Read more: AIRS-Bench: a Suite of Tasks for Frontier AI Research Science Agents (arXiv).

Math researchers see if AI can help solve their private solutions to frontier problems. The answer: Kind of.

…First Proof is a genuinely held out test set…

A group of mathematicians have built First Proof, a math test which sees how well AI systems can solve math problems for which there are no – until February 13th 2026 – published solutions.

What First Proof is: “We share a set of ten math questions which have arisen naturally in the research process of the authors. The questions had not been shared publicly until now; the answers are known to the authors of the questions but will remain encrypted for a short time,” the authors write. The questions are “drawn from the mathematical fields of algebraic combinatorics, spectral graph theory, algebraic topology, stochastic analysis, symplectic geometry, representation theory, lattices in Lie groups, tensor analysis, and numerical linear algebra, each of which came about naturally in the research process for one of the authors”.

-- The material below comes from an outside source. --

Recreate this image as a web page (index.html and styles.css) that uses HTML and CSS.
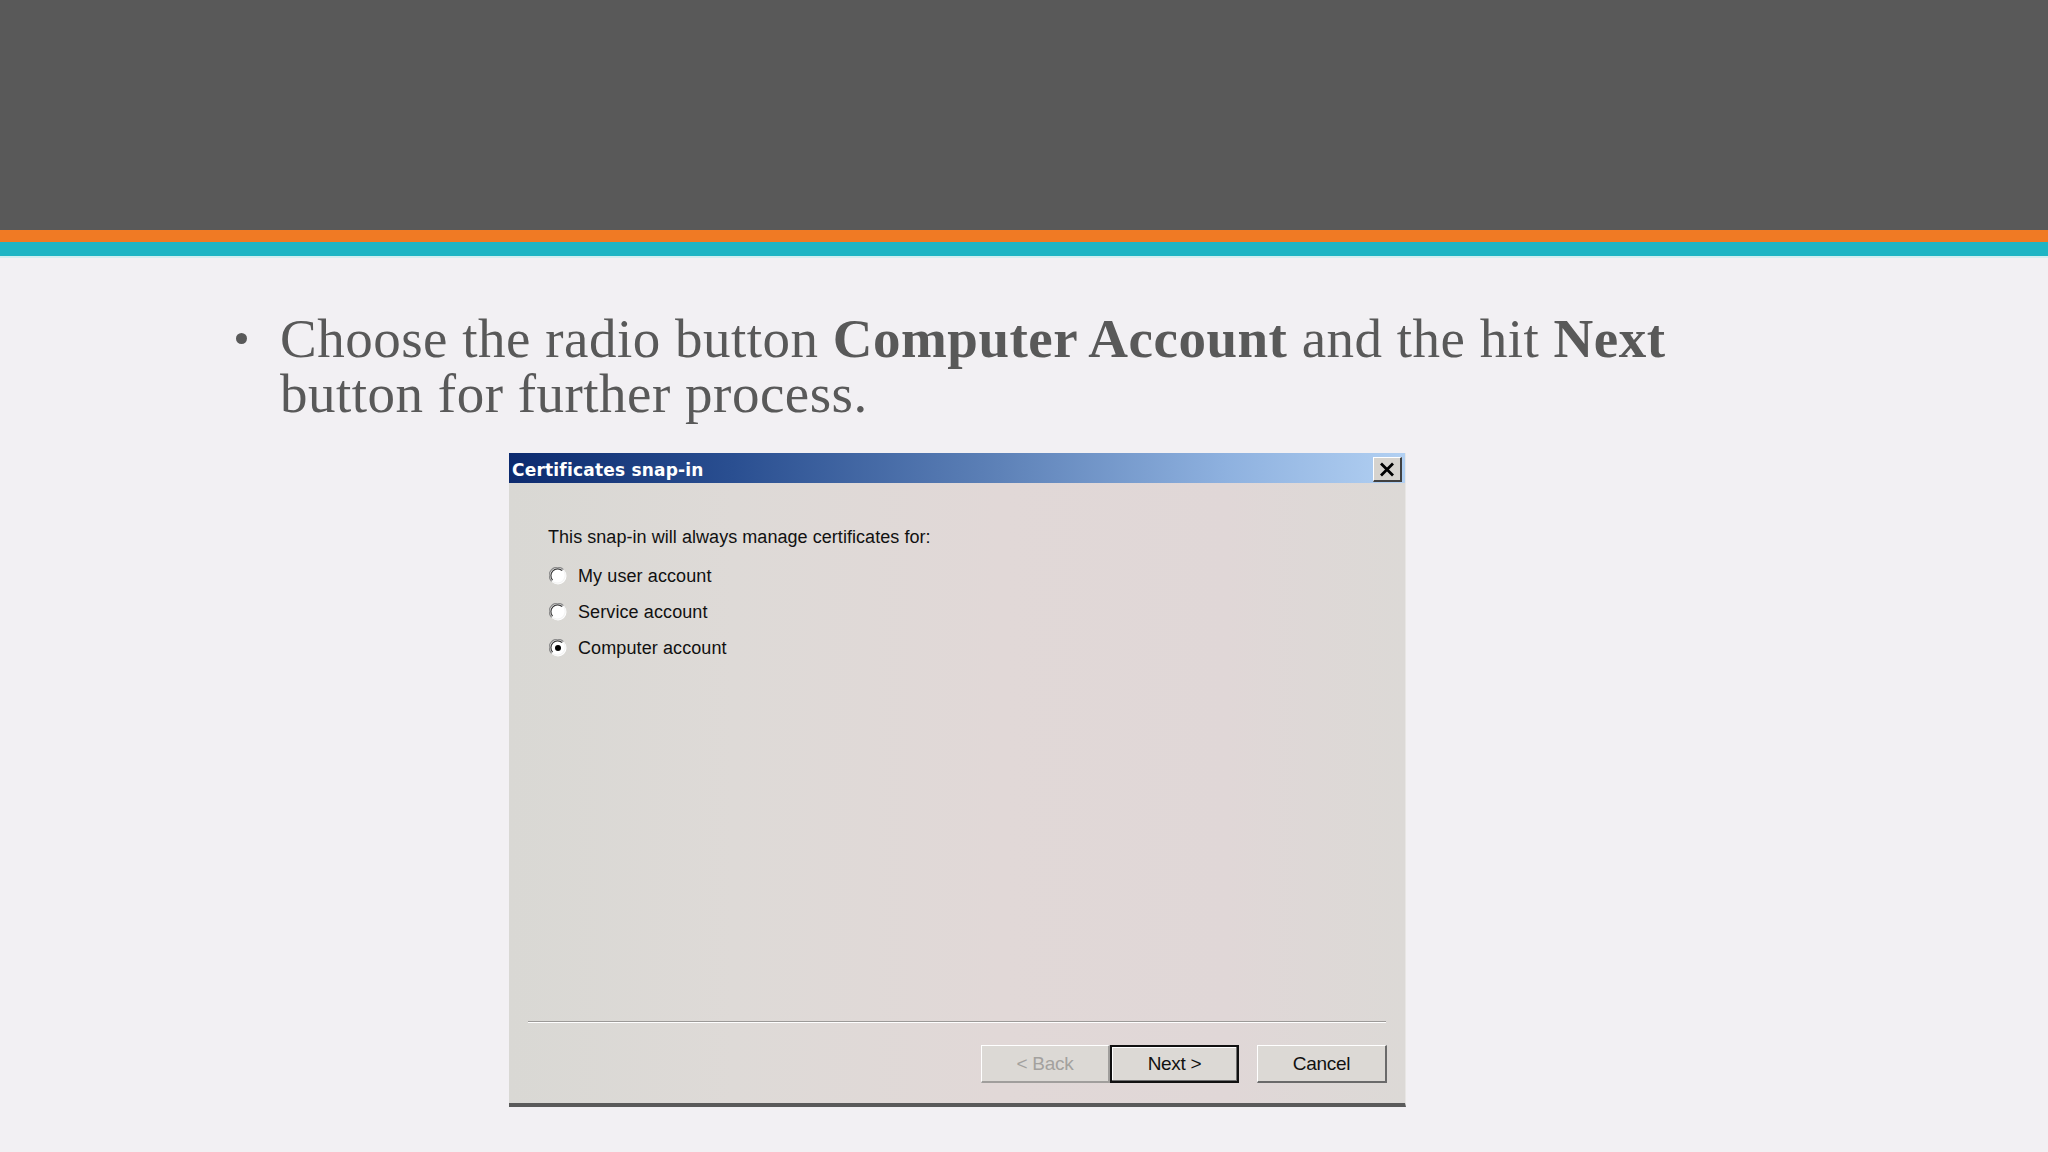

The authors believe First Proof is the first math benchmark “sampled from the true distribution of questions that mathematicians are currently working on”, and that it has the idiosyncratic advantage of secrecy – “each question has been solved by the author(s) of the question with a proof that is roughly five pages or less, but the answers are not yet posted to the internet,” they write, nor have the answers been presented in public talks.

The authors will release the answers on February 13.

Who did it: First Proof was built by researchers with Stanford, Columbia, EPFL, Imperial College, University of Texas at Austin, MathSci.ai, Aarhus University, Yale University, University of California at Berkeley, University of Texas at Austin, University of Chicago, and Harvard University.

Today’s AI systems can’t yet do it: Neither GPT 5.2 Pro or Gemini 3.0 DeepThink can solve FirstProof – yet. “Our tests indicate that – when the system is given one shot to produce the answer – the best publicly available AI systems struggle to answer many of our questions,” they write.

Why this matters – a partial test of creativity: The main reason to care about First Proof is that it is ecologically valid when it comes to sampling frontier human creativity circa January 2026 – these are some frontier scientific problems for which some humans have figured out answers, but have not yet told many other humans about their results. If AI systems are able to do well at this kind of test, it gives us a clue that they can approximate some of the same creative leaps which humans make. I hope the authors behind First Proof do this regularly – perhaps in a maximalist view, most scientific researchers should start publishing the questions they’ve been working on ahead of the results, as this will give us information as to if AI systems can arrive at these same answers.

After First Proof, I imagine the frontier of evaluating AI systems will have to move from solving problems to generating questions about which problems to solve: “Contrary to the popular conception that research is only about finding solutions to well-specified, age-old problems (e.g., Fermat’s Last Theorem), most of the important parts of modern research involve figuring out what the question actually is and developing frameworks within which it can be answered,” the researchers write.